Wer zwar die deutsche Sprache spricht, aber viele Begriffe in den Parteiprogrammen trotzdem nicht auf Deutsch versteht, kann sich die Programme oder einzelne Sätze daraus, mit Hilfe eines Übersetzungstools wie Deepl in seine Heimatsprache übersetzen lassen. 

5. Wählen mit Entscheidungsschwierigkeiten

Wer nicht weiß, was und wenn er überhaupt wählen soll, der kann sich zunächst die einzelnen Parteiprogramme ansehen. Noch sind nicht alle online, aber die Tagesschau bietet eine Seite an, auf der man Informationen und die Links findet.

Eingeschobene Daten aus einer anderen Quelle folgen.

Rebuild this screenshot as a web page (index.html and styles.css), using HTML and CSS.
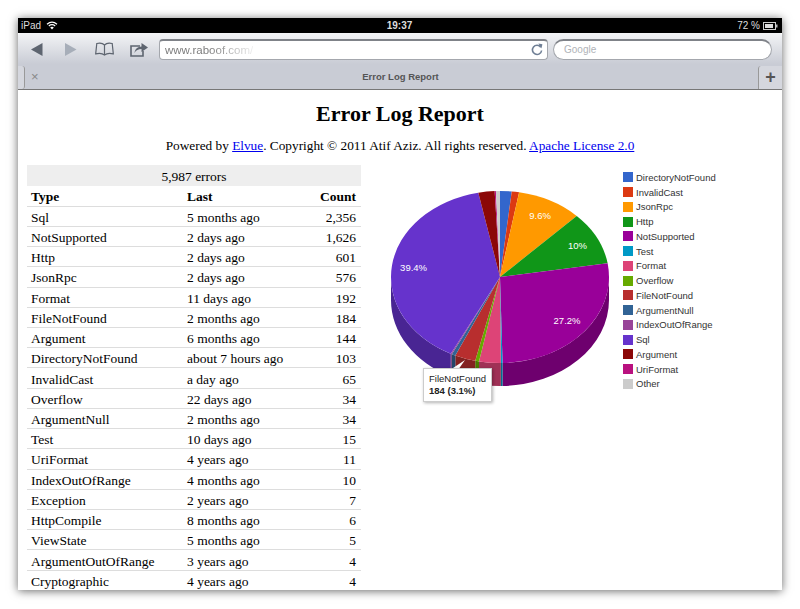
FILE: index.html
```html
<!DOCTYPE html>
<html lang="en">
<head>
    <meta charset="UTF-8">
    <meta name="viewport" content="width=device-width, initial-scale=1.0">
    <title>Error Log Report</title>
    <link rel="stylesheet" href="styles.css">
</head>
<body>
    <div class="window">
        <div class="statusbar">
            <div class="status-side">
                <span>iPad</span>
                <svg class="wifi" width="12" height="9" viewBox="0 0 12 9">
                    <path d="M1 3.2C4 .6 8 .6 11 3.2M2.8 5C4.8 3.4 7.2 3.4 9.2 5" fill="none" stroke="#fff" stroke-width="1.2"/>
                    <path d="M4.2 6.4C5.3 5.6 6.7 5.6 7.8 6.4L6 8.4Z" fill="#fff"/>
                </svg>
            </div>
            <div class="status-time">19:37</div>
            <div class="status-side status-right">
                <span>72 %</span>
                <svg width="15" height="8" viewBox="0 0 15 8">
                    <rect x=".5" y=".5" width="12" height="7" fill="none" stroke="#ccc"/>
                    <rect x="2" y="2" width="8" height="4" fill="#ddd"/>
                    <rect x="13" y="2.5" width="1.5" height="3" fill="#bbb"/>
                </svg>
            </div>
        </div>

        <div class="toolbar">
            <svg class="tool" width="12" height="13" viewBox="0 0 12 13"><path d="M0 6.5L11.5 0V13Z" fill="#5e6570"/></svg>
            <svg class="tool" width="12" height="13" viewBox="0 0 12 13"><path d="M11.5 6.5L0 0V13Z" fill="#a7aeb9"/></svg>
            <svg class="tool" width="19" height="14" viewBox="0 0 19 14">
                <path d="M9.5 3C8 1.4 4.5.8 1.8 1.5L.7 11.8C3.8 11 7.4 11.2 9.5 13C11.6 11.2 15.2 11 18.3 11.8L17.2 1.5C14.5.8 11 1.4 9.5 3ZM9.5 3V13" fill="none" stroke="#5e6570" stroke-width="1.2"/>
            </svg>
            <svg class="tool" width="18" height="15" viewBox="0 0 18 15">
                <path d="M10 4H1V14H13V9" fill="none" stroke="#5e6570" stroke-width="1.6"/>
                <path d="M4.5 11C5 6.5 8 4.6 11.5 4.4V1L18 5.5L11.5 10V7C8.5 7 6 8 4.5 11Z" fill="#5e6570"/>
            </svg>
            <div class="address">
                <span class="url">www.raboof.com/</span>
                <svg width="12" height="13" viewBox="0 0 12 13">
                    <path d="M9.8 4.2A4.6 4.6 0 1 0 10.6 7.5" fill="none" stroke="#6f7f95" stroke-width="1.6"/>
                    <path d="M7.4 0.6L11.4 1.2L10.4 5.6Z" fill="#6f7f95"/>
                </svg>
            </div>
            <div class="search">Google</div>
        </div>

        <div class="tabbar">
            <div class="tab-stub"></div>
            <span class="tab-close">×</span>
            <div class="tab-title">Error Log Report</div>
            <div class="tab-new">+</div>
        </div>

        <div class="content">
            <h1>Error Log Report</h1>
            <p class="powered">Powered by <a href="#">Elvue</a>. Copyright © 2011 Atif Aziz. All rights reserved. <a href="#">Apache License 2.0</a></p>

            <div class="report">
                <table class="errors">
                    <caption>5,987 errors</caption>
                    <thead>
                        <tr><th>Type</th><th>Last</th><th class="num">Count</th></tr>
                    </thead>
                    <tbody>
                        <tr><td>Sql</td><td>5 months ago</td><td class="num">2,356</td></tr>
                        <tr><td>NotSupported</td><td>2 days ago</td><td class="num">1,626</td></tr>
                        <tr><td>Http</td><td>2 days ago</td><td class="num">601</td></tr>
                        <tr><td>JsonRpc</td><td>2 days ago</td><td class="num">576</td></tr>
                        <tr><td>Format</td><td>11 days ago</td><td class="num">192</td></tr>
                        <tr><td>FileNotFound</td><td>2 months ago</td><td class="num">184</td></tr>
                        <tr><td>Argument</td><td>6 months ago</td><td class="num">144</td></tr>
                        <tr><td>DirectoryNotFound</td><td>about 7 hours ago</td><td class="num">103</td></tr>
                        <tr><td>InvalidCast</td><td>a day ago</td><td class="num">65</td></tr>
                        <tr><td>Overflow</td><td>22 days ago</td><td class="num">34</td></tr>
                        <tr><td>ArgumentNull</td><td>2 months ago</td><td class="num">34</td></tr>
                        <tr><td>Test</td><td>10 days ago</td><td class="num">15</td></tr>
                        <tr><td>UriFormat</td><td>4 years ago</td><td class="num">11</td></tr>
                        <tr><td>IndexOutOfRange</td><td>4 months ago</td><td class="num">10</td></tr>
                        <tr><td>Exception</td><td>2 years ago</td><td class="num">7</td></tr>
                        <tr><td>HttpCompile</td><td>8 months ago</td><td class="num">6</td></tr>
                        <tr><td>ViewState</td><td>5 months ago</td><td class="num">5</td></tr>
                        <tr><td>ArgumentOutOfRange</td><td>3 years ago</td><td class="num">4</td></tr>
                        <tr><td>Cryptographic</td><td>4 years ago</td><td class="num">4</td></tr>
                    </tbody>
                </table>

                <div class="chart">
                    <svg id="pie" width="240" height="240" viewBox="0 0 240 240"></svg>
                    <ul id="legend" class="legend"></ul>
                    <div class="tooltip">FileNotFound<br><b>184 (3.1%)</b></div>
                </div>
            </div>
        </div>
    </div>
    <script src="chart.js"></script>
</body>
</html>
```

FILE: styles.css
```css
* {
    box-sizing: border-box;
}
html, body {
    height: 100%;
}
body {
    margin: 0;
    padding: 18px 18px 19px;
    background: #fff;
    overflow: hidden;
    font-family: 'Liberation Sans', Arial, sans-serif;
}
.window {
    height: 100%;
    display: flex;
    flex-direction: column;
    overflow: hidden;
    background: #fff;
    box-shadow: 0 1px 9px rgba(0,0,0,0.6);
}

/* status bar */
.statusbar {
    flex: 0 0 15px;
    display: flex;
    align-items: center;
    justify-content: space-between;
    padding: 0 4px 0 3px;
    background: #000;
    color: #ddd;
    font-size: 10px;
}
.status-side {
    flex: 1;
    display: flex;
    align-items: center;
    gap: 5px;
}
.status-right {
    justify-content: flex-end;
    gap: 3px;
}
.status-time {
    font-weight: bold;
}

/* toolbar */
.toolbar {
    flex: 0 0 31px;
    display: flex;
    align-items: center;
    padding: 1px 10px 0 13px;
    background: linear-gradient(#f3f4f6, #c9ccd5);
    border-top-left-radius: 3px;
    border-top-right-radius: 3px;
}
.tool {
    margin-right: 22px;
}
.tool:nth-child(2) {
    margin-right: 18px;
}
.tool:nth-child(3) {
    margin-right: 16px;
}
.tool:nth-child(4) {
    margin-right: 11px;
}
.address, .search {
    height: 21px;
    display: flex;
    align-items: center;
    background: #fff;
    border: 1px solid #a4a7ad;
    border-top: 2px solid #7f8288;
    font-size: 10px;
}
.address {
    width: 389px;
    justify-content: space-between;
    padding: 0 4px 0 5px;
    border-radius: 4px;
}
.url {
    font-size: 11.5px;
    background: linear-gradient(90deg, #777 50%, #eee 100%);
    -webkit-background-clip: text;
    background-clip: text;
    color: transparent;
}
.search {
    width: 219px;
    margin-left: 5px;
    padding-left: 10px;
    border-radius: 11px;
    color: #b0b3b8;
}

/* tabs */
.tabbar {
    flex: 0 0 26px;
    display: flex;
    align-items: center;
    background: #c9ccd5;
    border-bottom: 1px solid #777;
    color: #555;
}
.tab-stub {
    width: 7px;
    height: 23px;
    align-self: flex-end;
    background: #d5d7de;
    border-right: 1px solid #999;
    border-top-right-radius: 3px;
    border-bottom-right-radius: 3px;
}
.tab-close {
    margin-left: 6px;
    width: 9px;
    font-size: 13px;
    color: #888;
}
.tab-title {
    flex: 1;
    text-align: center;
    font-size: 9.5px;
    font-weight: bold;
    padding-left: 3px;
}
.tab-new {
    width: 24px;
    height: 23px;
    align-self: flex-end;
    text-align: center;
    font-size: 18px;
    font-weight: bold;
    line-height: 22px;
    background: #d5d7de;
    border-left: 1px solid #999;
    border-top-left-radius: 3px;
}

/* page */
.content {
    flex: 1;
    min-height: 0;
    font-family: 'Liberation Serif', 'Times New Roman', serif;
    color: #000;
}
h1 {
    margin: 11px 0 0;
    font-size: 22px;
    line-height: 25px;
    text-align: center;
}
.powered {
    margin: 11px 0 0;
    font-size: 13.3px;
    line-height: 17px;
    text-align: center;
}
.report {
    display: flex;
    margin-top: 11px;
    padding-left: 9px;
}

/* table */
.errors {
    flex: 0 0 334px;
    width: 334px;
    border-collapse: collapse;
    table-layout: fixed;
    font-size: 13.5px;
    line-height: 15px;
}
.errors caption {
    height: 21px;
    line-height: 23px;
    background: #eee;
}
.errors th, .errors td {
    height: 20.22px;
    padding: 2px 5px 0 4px;
    text-align: left;
    border-bottom: 1px solid #ddd;
    white-space: nowrap;
}
.errors th:first-child {
    width: 156px;
}
.errors .num {
    text-align: right;
}

/* chart */
.chart {
    position: relative;
    flex: 1;
    display: flex;
    padding-left: 20px;
}
.legend {
    margin: 5px 0 0 2px;
    padding: 0;
    list-style: none;
    font-family: 'Liberation Sans', Arial, sans-serif;
    font-size: 9.5px;
    color: #333;
}
.legend li {
    height: 14.76px;
    display: flex;
    align-items: center;
    gap: 3px;
}
.legend i {
    width: 10px;
    height: 10px;
}
.tooltip {
    position: absolute;
    left: 62px;
    top: 203px;
    width: 69px;
    height: 34px;
    padding: 4px 5px;
    background: #fff;
    border: 1px solid #ccc;
    box-shadow: 1px 1px 3px rgba(0,0,0,0.3);
    font-family: 'Liberation Sans', Arial, sans-serif;
    font-size: 9.5px;
    line-height: 12px;
    color: #222;
}
```

FILE: chart.js
```js
// Pie data, clockwise from the top
const slices = [
    { name: "DirectoryNotFound", value: 103, color: "#3366cc" },
    { name: "InvalidCast", value: 65, color: "#dc3912" },
    { name: "JsonRpc", value: 576, color: "#ff9900", label: "9.6%" },
    { name: "Http", value: 601, color: "#109618", label: "10%" },
    { name: "NotSupported", value: 1626, color: "#990099", label: "27.2%" },
    { name: "Test", value: 15, color: "#0099c6" },
    { name: "Format", value: 192, color: "#dd4477" },
    { name: "Overflow", value: 34, color: "#66aa00" },
    { name: "FileNotFound", value: 184, color: "#b82e2e" },
    { name: "ArgumentNull", value: 34, color: "#316395" },
    { name: "IndexOutOfRange", value: 10, color: "#994499" },
    { name: "Sql", value: 2356, color: "#6633cc", label: "39.4%" },
    { name: "Argument", value: 144, color: "#8b0707" },
    { name: "UriFormat", value: 11, color: "#b9117f" },
    { name: "Other", value: 36, color: "#cccccc" }
];

const cx = 119, cy = 112, rx = 109, ry = 86, depth = 23;
const total = slices.reduce((sum, s) => sum + s.value, 0);
const svg = document.getElementById("pie");
const legend = document.getElementById("legend");

function point(angle, drop) {
    const x = cx + rx * Math.sin(angle);
    const y = cy - ry * Math.cos(angle) + (drop || 0);
    return x.toFixed(2) + " " + y.toFixed(2);
}

function add(tag, attrs, text) {
    const el = document.createElementNS("http://www.w3.org/2000/svg", tag);
    for (const key in attrs) el.setAttribute(key, attrs[key]);
    if (text) el.textContent = text;
    svg.appendChild(el);
}

function darken(hex) {
    const n = parseInt(hex.slice(1), 16);
    const part = (shift) => Math.round(((n >> shift) & 255) * 0.72);
    return `rgb(${part(16)},${part(8)},${part(0)})`;
}

// Side wall, only the front half of the ellipse shows
let start = 0;
slices.forEach((s) => {
    const end = start + s.value / total * Math.PI * 2;
    const from = Math.max(start, Math.PI / 2);
    const to = Math.min(end, Math.PI * 1.5);
    if (to > from) {
        add("path", {
            fill: darken(s.color),
            d: `M${point(from)}A${rx} ${ry} 0 0 1 ${point(to)}L${point(to, depth)}A${rx} ${ry} 0 0 0 ${point(from, depth)}Z`
        });
    }
    start = end;
});

// Top face and legend
start = 0;
slices.forEach((s) => {
    const end = start + s.value / total * Math.PI * 2;
    const large = end - start > Math.PI ? 1 : 0;
    add("path", {
        fill: s.color,
        d: `M${cx} ${cy}L${point(start)}A${rx} ${ry} 0 ${large} 1 ${point(end)}Z`
    });
    if (s.label) {
        const mid = (start + end) / 2;
        add("text", {
            x: cx + rx * 0.8 * Math.sin(mid),
            y: cy - ry * 0.8 * Math.cos(mid) + 3,
            "text-anchor": "middle",
            "font-family": "Liberation Sans, Arial, sans-serif",
            "font-size": "9.5",
            fill: "#fff"
        }, s.label);
    }
    const row = document.createElement("li");
    row.innerHTML = `<i style="background:${s.color}"></i>${s.name}`;
    legend.appendChild(row);
    start = end;
});

// Tooltip pointer
add("polygon", { points: "69,205 84,195 77,205", fill: "#fff" });
```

Wem Gespräche mit Freunde:innen oder Familienangehörigen nicht reichen, der kann sich selbst testen. Denn natürlich wird es auch in diesem Jahr wieder den Wahl-O-Maten geben. Er ist ein Frage-und-Antwort-Tool, das zeigt, welche zu einer Wahl zugelassene Partei der eigenen politischen Position am nächsten stehen könnte. 38 Thesen können mit "stimme zu", "stimme nicht zu", "neutral" oder "These überspringen" beantwortet werden - alle zur Wahl zugelassenen Parteien können sich am Wahl-O-Mat beteiligen. Auf diese Weise können die Nutzer:innen die eigenen Antworten mit denen der Parteien abgleichen.